Online editions of papers will continue for now, with News Corporation's Australian Chairman Michael Miller telling the Financial Times, "during this unprecedented time it is imperative that we reduce costs while continuing to keep the community informed." Miller blamed restrictions on the property market and the closure of restaurants and other venues for the steep decline in advertising revenue.
Unibail-Rodamco-Westfield (ASX: URW)
Unibail shares fell 9.2% last week, finishing the week at $4.32. Unibail is a commercial property company operating shopping centres, office and convention centres.
In its annual report released last week, Unibail advises that most shopping centres in countries where the company operates have been closed or substantially closed.
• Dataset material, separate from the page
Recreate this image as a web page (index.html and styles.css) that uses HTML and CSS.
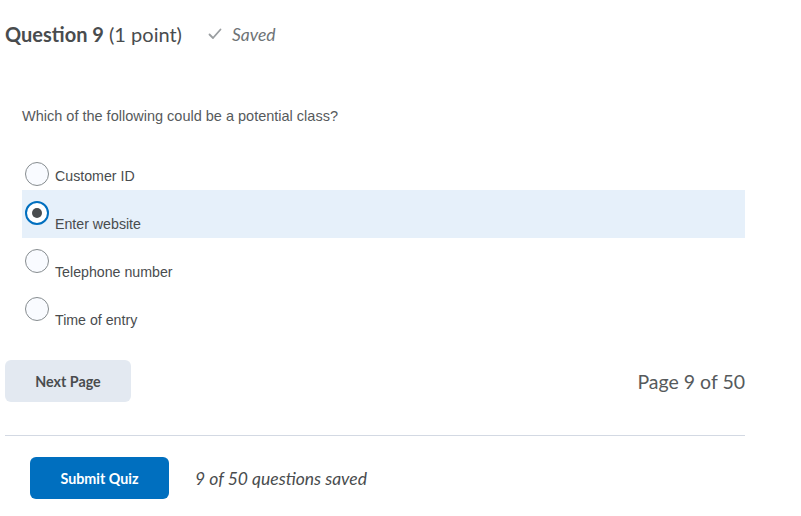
FILE: index.html
```html
<!DOCTYPE html>
<html>
<head>
<meta charset="utf-8">
<link rel="stylesheet" href="styles.css">
</head>
<body>
<div class="page">
  <div class="qhead">
    <h2 class="qtitle"><strong>Question 9</strong> <span class="pts">(1 point)</span></h2>
    <span class="saved">
      <svg class="check" width="14" height="12" viewBox="0 0 14 12"><path d="M1.5 6.5 L5 10 L12.5 1.5" fill="none" stroke="#9a9ea1" stroke-width="1.8" stroke-linecap="round" stroke-linejoin="round"/></svg>
      <em>Saved</em>
    </span>
  </div>
  <p class="qtext">Which of the following could be a potential class?</p>
  <div class="options">
    <div class="opt first"><span class="radio"></span><span class="label">Customer ID</span></div>
    <div class="opt sel"><span class="radio checked"></span><span class="label">Enter website</span></div>
    <div class="opt"><span class="radio"></span><span class="label">Telephone number</span></div>
    <div class="opt"><span class="radio"></span><span class="label">Time of entry</span></div>
  </div>
  <div class="nav">
    <button class="btn next">Next Page</button>
    <span class="pageinfo">Page 9 of 50</span>
  </div>
  <hr class="sep">
  <div class="submit">
    <button class="btn primary">Submit Quiz</button>
    <em class="count">9 of 50 questions saved</em>
  </div>
</div>
</body>
</html>
```
FILE: styles.css
```css
html, body { margin: 0; padding: 0; background: #fff; }
body { font-family: Lato, "Noto Sans", sans-serif; color: #494c4e; }
.page { width: 740px; padding-left: 5px; }
.qhead { display: flex; align-items: center; height: 30px; margin-top: 19px; }
.qtitle { margin: 0; font-size: 20px; font-weight: 400; color: #494c4e; line-height: 30px; }
.qtitle strong { font-weight: 700; }
.saved { display: flex; align-items: center; margin-left: 26px; color: #6e7376; font-size: 17.5px; }
.check { margin-right: 10px; }
.saved em { font-style: italic; }
.qtext { margin: 0; margin-top: 59px; padding-left: 17px; font-family: "Liberation Sans", Arial, sans-serif; font-size: 14.5px; line-height: 16px; color: #565a5c; }
.options { margin-top: 18px; padding-left: 17px; }
.opt { display: flex; align-items: flex-start; height: 48px; }
.opt.sel { background: #e6f0fa; }
.radio { box-sizing: border-box; width: 24px; height: 24px; border-radius: 50%; border: 1px solid #868c8f; background: #f9fbff; margin-left: 3px; margin-top: 11px; flex: none; position: relative; }
.opt.first .radio { margin-top: 20px; }
.radio.checked { border: 2px solid #006fbf; background: #fff; }
.radio.checked::after { content: ""; position: absolute; left: 5px; top: 5px; width: 10px; height: 10px; border-radius: 50%; background: #494c4e; }
.label { margin-left: 6px; margin-top: 26px; font-family: "Liberation Sans", Arial, sans-serif; font-size: 14.2px; line-height: 16px; color: #494c4e; }
.nav { display: flex; align-items: center; justify-content: space-between; margin-top: 26px; }
.btn { font-family: Lato, "Noto Sans", sans-serif; font-weight: 700; font-size: 14.3px; border: none; border-radius: 6px; height: 42px; padding: 0; }
.next { width: 126px; background: #e3e9f1; color: #494c4e; }
.pageinfo { font-size: 19.5px; color: #565a5c; }
.sep { margin: 33px 0 0 0; border: none; border-top: 1px solid #d3d9e3; height: 0; }
.submit { display: flex; align-items: center; margin-top: 21px; padding-left: 25px; }
.primary { width: 139px; background: #006fbf; color: #fff; }
.count { margin-left: 26px; font-size: 17.5px; color: #494c4e; }
```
Unibail advised that it was too early to determine the impact on the contractual obligations of its retailers and to estimate the effect of any case-by-case support measures it may offer tenants.
Unibail has started an active dialogue with tenants and has already granted additional delays for paying rents. The company is reducing administrative expenses and deferring non-essential capital expenditure as well has taking precautionary measures to ensure access to liquidity.
Last week Unibail placed 1.4 billion euros of bonds. Proceeds will be used to refinance debt maturing in 2020 and extend the group's debt maturity. Upon closing of the bond offering the Unibail will have 11 billion euros in cash on hand and undrawn credit lines.